Родных детей у дяди Сережи и тети Нюры не было, но в доме – тоже на старинный манер – постоянно жили воспитанницы, дальние родственницы Анны Васильевны. Им давали образование, они выходили замуж, и каждая первенца в честь дяди называла Сергеем. Это – на моей памяти. А до того…
Имя Женя произносили в нашем доме вполголоса, всегда в неуловимой для меня связи с дядей Сережей и тетей Нюрой и только в их отсутствие. Никто не потрудился объяснить мне суть дела: берегли. Приходилось довольствоваться недомолвками и складывать картину, как пазл, прилаживая один к другому разномастные отрывки из проговорок взрослых. Лучше бы они остались порознь, однако слова “Женя”, “мальчишки”, “Москва-река”, “письмо” в конце концов собрались воедино: Женя, беспризорник, взятый на воспитание и усыновленный Сергеем Игнатьевичем и Анной Васильевной, в жаркий летний день, нарушив запрет, тайком убежал с мальчишками купаться на берег Москвы-реки. Его затянуло в омут, ребята со страху разбежались. Женя утонул. Приемные родители узнали о гибели сына из письма, подброшенного в их почтовый ящик.
Сергей Игнатьевич любил детей. Я помню, как много он занимался со мной, как играл с сыновьями своих воспитанниц, Сережками-младшими. Мое положение – единственной племянницы – было благодарным. Он меня искренне любил и всегда радовался моему приходу. Вот бы мне сидеть у его ног, задавать вопросы и слушать, а потом бежать домой и записывать каждое слово! Увы, ничего этого не было. То есть мизансцена-то как раз была: я в самом деле всегда устраивалась на низенькой скамеечке подле его вольтеровского кресла, но не вопросы задавала и не слушала, а трещала, рассказывая ему забавные истории сначала из школьной, позднее – из студенческой жизни, выбирая те, что понелепее, а иные, грешным делом, сочиняла специально для него: он так чудесно смеялся, охотно и весело! Серьезные наши разговоры частенько крутились вокруг педагогики: С.И. очень серьезно и аргументированно защищал от меня учителей, на которых я в ранние годы частенько жаловалась, попутно рассуждая о различии методов преподавания в средней и высшей школе.
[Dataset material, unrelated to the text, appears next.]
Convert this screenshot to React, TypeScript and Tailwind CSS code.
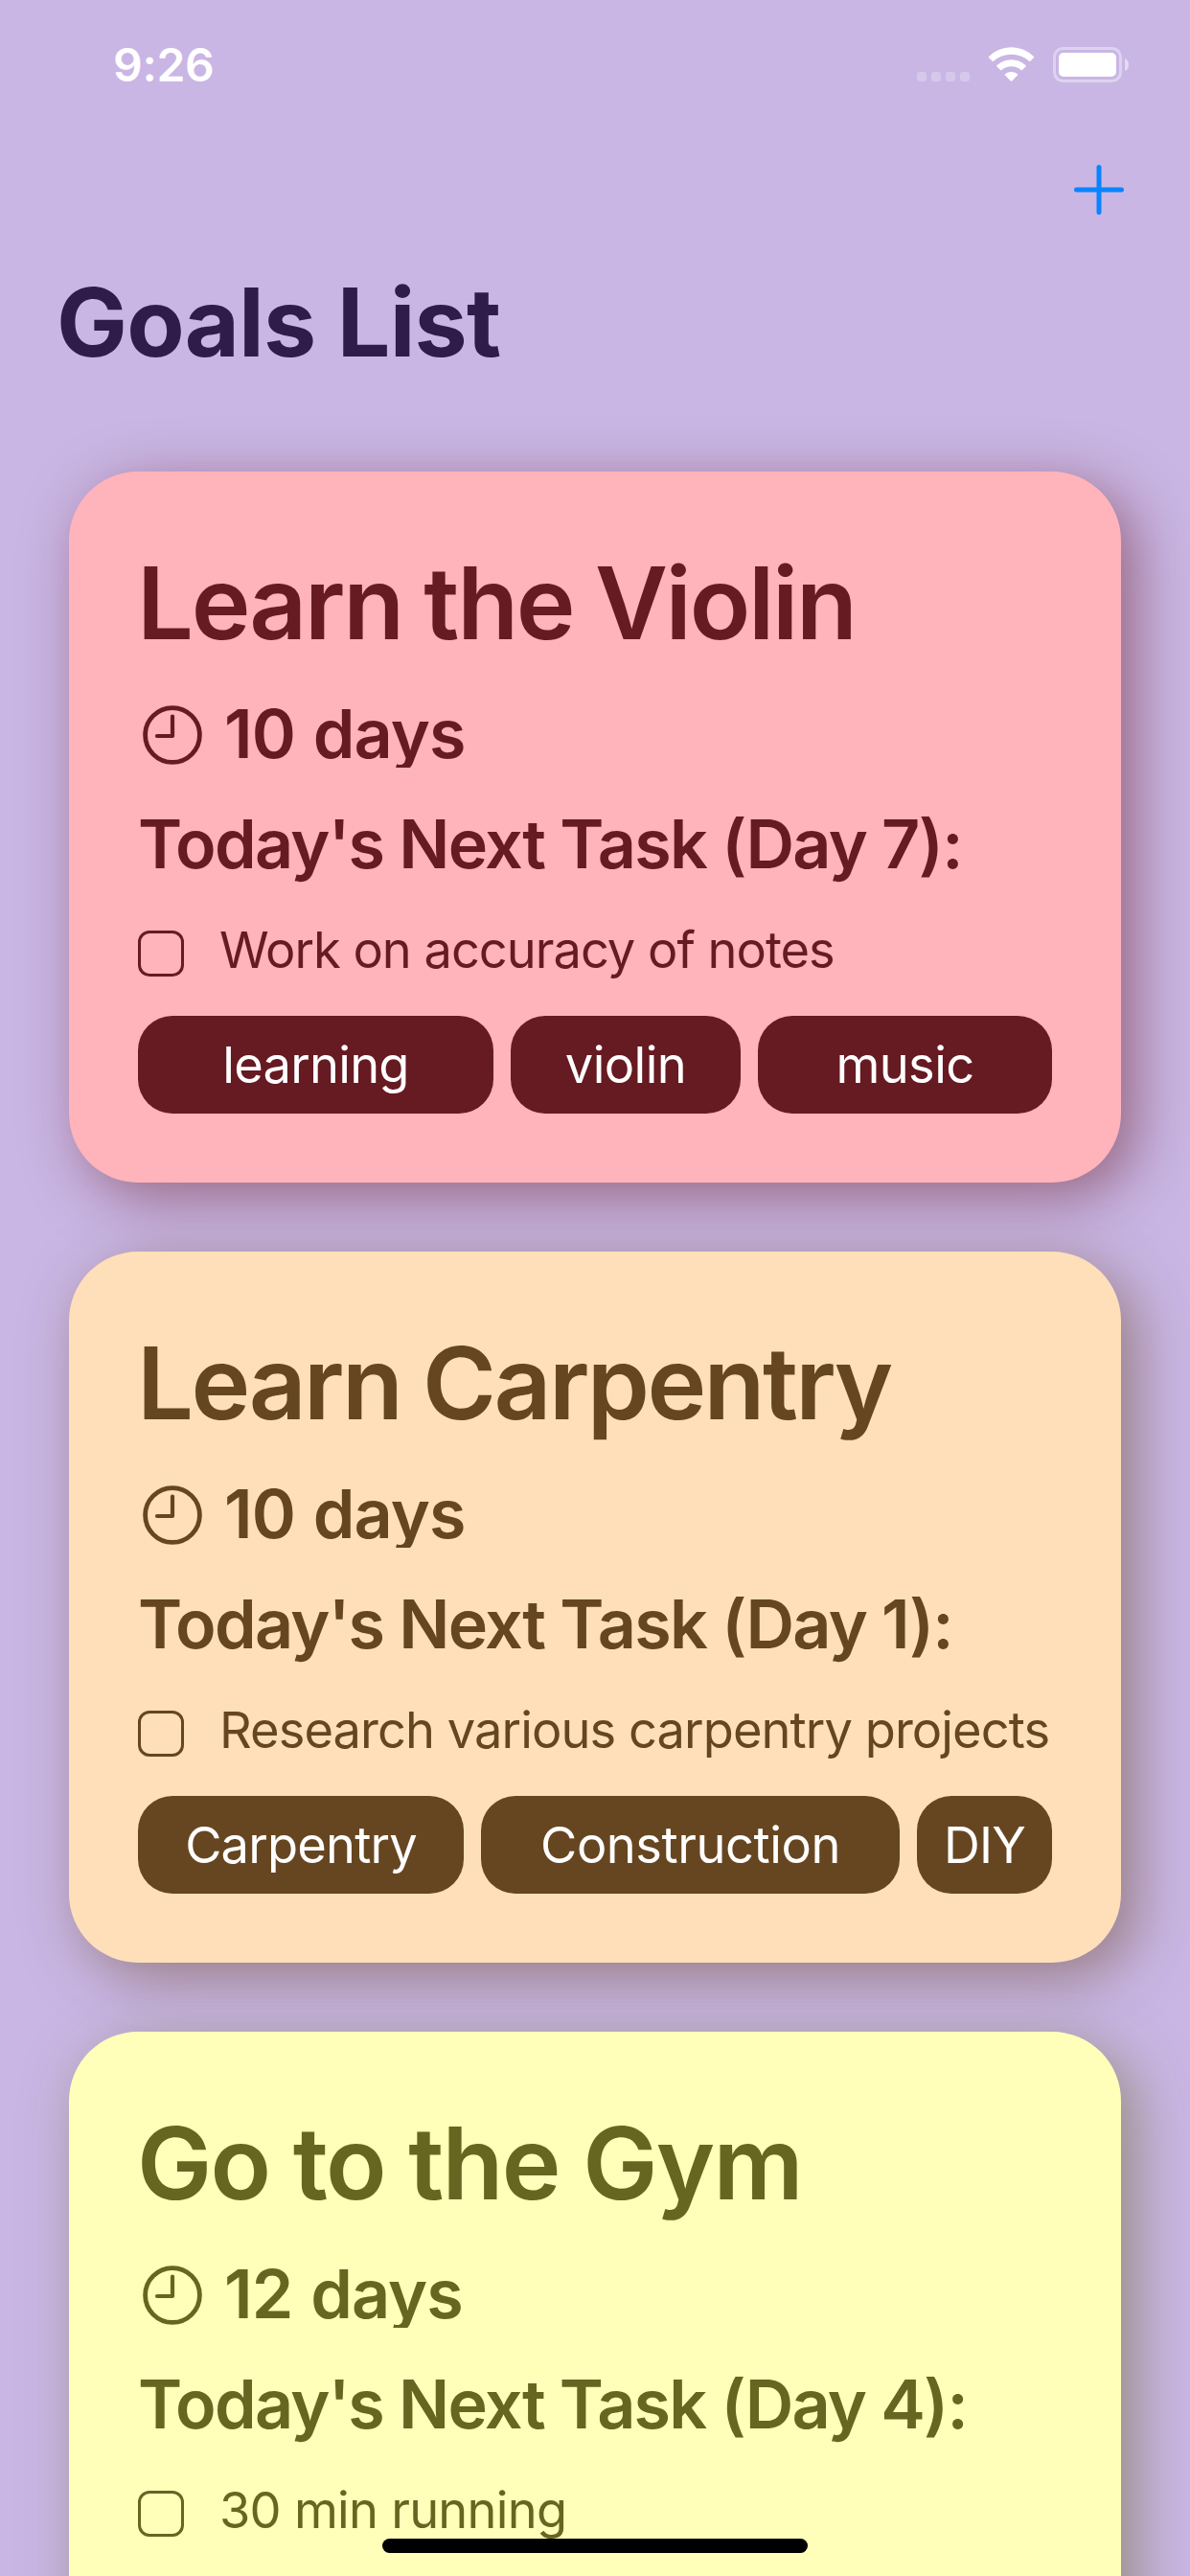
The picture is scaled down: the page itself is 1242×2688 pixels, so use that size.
import React from "react";
import clsx from "clsx";

type Tag = { label: string; className: string };

type Goal = {
  title: string;
  titleClass: string;
  days: string;
  heading: string;
  headingClass: string;
  task: string;
  taskClass: string;
  tags: Tag[];
  cardClass: string;
  tagClass: string;
};

const goals: Goal[] = [
  {
    title: "Learn the Violin",
    titleClass: "tracking-[-2.3px] [word-spacing:-1.5px]",
    days: "10 days",
    heading: "Today's Next Task (Day 7):",
    headingClass: "tracking-[-1.68px]",
    task: "Work on accuracy of notes",
    taskClass: "tracking-[-1px]",
    tags: [
      { label: "learning", className: "w-[371px] tracking-[-0.75px]" },
      { label: "violin", className: "w-[240px] tracking-[-0.6px]" },
      { label: "music", className: "w-[307px] tracking-[-0.6px]" },
    ],
    cardClass: "bg-[#ffb3ba] text-[#661a21] shadow-[15px_15px_60px_#661a2180]",
    tagClass: "bg-[#661a21]",
  },
  {
    title: "Learn Carpentry",
    titleClass: "tracking-[-2.6px] [word-spacing:-1px]",
    days: "10 days",
    heading: "Today's Next Task (Day 1):",
    headingClass: "tracking-[-1.68px]",
    task: "Research various carpentry projects",
    taskClass: "tracking-[-0.92px]",
    tags: [
      { label: "Carpentry", className: "w-[340px] tracking-[-0.8px]" },
      { label: "Construction", className: "w-[437px] tracking-[-0.45px]" },
      { label: "DIY", className: "w-[141px] tracking-[-0.8px]" },
    ],
    cardClass: "bg-[#ffdfba] text-[#664621] shadow-[15px_15px_60px_#66462180]",
    tagClass: "bg-[#664621]",
  },
  {
    title: "Go to the Gym",
    titleClass: "tracking-[-1.8px]",
    days: "12 days",
    heading: "Today's Next Task (Day 4):",
    headingClass: "tracking-[-1.72px]",
    task: "30 min running",
    taskClass: "tracking-[-0.75px]",
    tags: [],
    cardClass: "bg-[#ffffba] text-[#666621] shadow-[15px_15px_60px_#66662180]",
    tagClass: "bg-[#666621]",
  },
];

function StatusIcons() {
  return (
    <svg width="222" height="37" viewBox="0 0 222 37" fill="white">
      <g fillOpacity="0.25">
        <rect x="0" y="26" width="10" height="10" rx="3" />
        <rect x="15" y="26" width="10" height="10" rx="3" />
        <rect x="30" y="26" width="10" height="10" rx="3" />
        <rect x="45" y="26" width="10" height="10" rx="3" />
      </g>
      <g transform="translate(74.7 0)">
        <path d="M.4 9.9A33 33 0 0 1 47.2 9.9Q47.8 10.6 47.2 11.2L43.7 14.8Q43 15.4 42.3 14.8A27.5 27.5 0 0 0 5.3 14.8Q4.6 15.4 3.9 14.8L.4 11.2Q-.2 10.6 .4 9.9Z" />
        <path d="M8.7 19.2A22 22 0 0 1 38.9 19.2Q39.5 19.8 38.9 20.4L35.2 24Q34.5 24.7 33.8 24A15.5 15.5 0 0 0 13.8 24Q13.1 24.7 12.4 24L8.7 20.4Q8.1 19.8 8.7 19.2Z" />
        <path d="M17.3 28.3A10.5 10.5 0 0 1 30.3 28.3Q30.9 28.9 30.3 29.5L24.5 35.5Q23.8 36.2 23.1 35.5L17.3 29.5Q16.7 28.9 17.3 28.3Z" />
      </g>
      <rect x="143.5" y="1.5" width="69" height="34" rx="9" fill="none" stroke="white" strokeOpacity="0.4" strokeWidth="3" />
      <rect x="148" y="6" width="60" height="25" rx="5" />
      <path d="M217 12Q221 13.5 221 18.5T217 25Z" fillOpacity="0.5" />
    </svg>
  );
}

function Clock() {
  return (
    <svg width="62" height="62" viewBox="0 0 62 62" fill="none" stroke="currentColor" className="mt-[19px] ml-[5px] shrink-0">
      <circle cx="31" cy="31" r="28.4" strokeWidth="4.8" />
      <path d="M31 11.5V32H15" strokeWidth="4.2" strokeLinecap="round" strokeLinejoin="round" />
    </svg>
  );
}

function GoalCard({ goal }: { goal: Goal }) {
  return (
    <article className={clsx("h-[742px] shrink-0 rounded-[72px] p-[72px] whitespace-nowrap", goal.cardClass)}>
      <h2 className={clsx("-ml-px text-[104.5px] leading-[130px] font-semibold", goal.titleClass)}>{goal.title}</h2>
      <div className="mt-[23px] flex h-[84px] overflow-hidden">
        <Clock />
        <span className="ml-[23px] text-[70px] leading-[97px] font-semibold tracking-[-0.9px] [word-spacing:2px]">{goal.days}</span>
      </div>
      <h3 className={clsx("mt-9 text-[70px] leading-[87px] font-semibold", goal.headingClass)}>{goal.heading}</h3>
      <div className="mt-[35px] flex h-16 items-start">
        <span className="mt-3 size-12 shrink-0 rounded-xl border-[3px] border-current" />
        <span className={clsx("ml-[37px] text-[52.4px] leading-[64px]", goal.taskClass)}>{goal.task}</span>
      </div>
      <div className="mt-[37px] flex gap-[18px] text-white">
        {goal.tags.map((tag) => (
          <span
            key={tag.label}
            className={clsx("h-[102px] shrink-0 rounded-[36px] text-center text-[52.4px] leading-[102px]", goal.tagClass, tag.className)}
          >
            {tag.label}
          </span>
        ))}
      </div>
    </article>
  );
}

export default function App() {
  return (
    <main className="relative flex h-[2688px] w-[1242px] flex-col overflow-hidden bg-[#c9b6e4] font-['Inter',sans-serif]">
      <div className="flex h-[135px] shrink-0 items-center justify-between pr-[63px] pl-[118px] text-white">
        <span className="text-[48px] font-semibold tracking-[-0.3px]">9:26</span>
        <StatusIcons />
      </div>
      <nav className="flex h-[125px] shrink-0 items-center justify-end pr-[68px]">
        <button aria-label="Add goal" className="text-[#0a84ff]">
          <svg width="54" height="54" viewBox="0 0 54 54" stroke="currentColor" strokeWidth="5" strokeLinecap="round">
            <path d="M27 3.5V50.5M3.5 27H50.5" />
          </svg>
        </button>
      </nav>
      <h1 className="shrink-0 pl-[59px] text-[98.6px] leading-[152px] font-bold tracking-[-0.85px] text-[#301c4a]">Goals List</h1>
      <section className="mt-20 flex flex-col gap-[72px] px-[72px]">
        {goals.map((goal) => (
          <GoalCard key={goal.title} goal={goal} />
        ))}
      </section>
      <div className="absolute bottom-6 left-1/2 h-[15px] w-[444px] -translate-x-1/2 rounded-full bg-black" />
    </main>
  );
}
Впрочем, некий вопрос меня занимал, и задавала я его не единожды: сколько языков он знает? Ужасно мне тогда хотелось услышать: сто. Но ни этой, ни иной цифры я так и не дождалась: мне объяснили, что понятие “знать язык” не однозначно, включает в себя множество компонентов, а потому и нет смысла заниматься арифметикой. Все-таки пусть не столь научно обоснованный, но простой, на житейском уровне ответ нашла в конце концов на пожелтевшем листке “Учета кадров”, хранящемся вместе с дядиной автобиографией. В графе “Какими языками владеет” бисерным почерком дядюшки называлась лишь малая толика их, те, что поместились на узком клочке: “английский, немецкий, французский, итальянский, испанский и (скромно) все славянские”. Для перечисления языков других континентов места не хватило.
Летом 1943 года мы с мамой коротко жили в дядисережиной и тетинюриной квартире в Столешниковом переулке, пока на скорую руку восстанавливали полуразбомбленную нашу в Руновском, а дядя и тетя еще оставались в Малмыже, в эвакуации. Я и потом часто забегала к ним после школы без дела и повода. Дядя Сережа всегда отрывался от работы, чтобы побеседовать и непременно выпить со мной чашку чаю. Однажды, вскоре после войны, училась я тогда в пятом или шестом, заглянула днем без спроса и предупреждения. Анна Васильевна пригласила к чаю, но тут дядюшка обнаружил, что в доме нет конфет, а в программу наших с ним чаепитий неизменно включалась конфета “трюфель”, редчайшее и ценнейшее в те нищие годы лакомство. Дядюшка не мог примириться с нарушением традиций, вместе со мной спустился в кондитерскую – самая знаменитая из сохранившихся в Москве располагалась в том же Столешникове, в соседнем доме. В безлюдном по причине недоступных цен помещении продавщица, не поднимаясь с табуретки, буркнула, что “трюфелей” в продаже нет, хотя они весомой стройной пирамидкой наполняли одну из вазочек за ее спиной, как раз на уровне моих глаз. Я их углядела и дяде на них указала.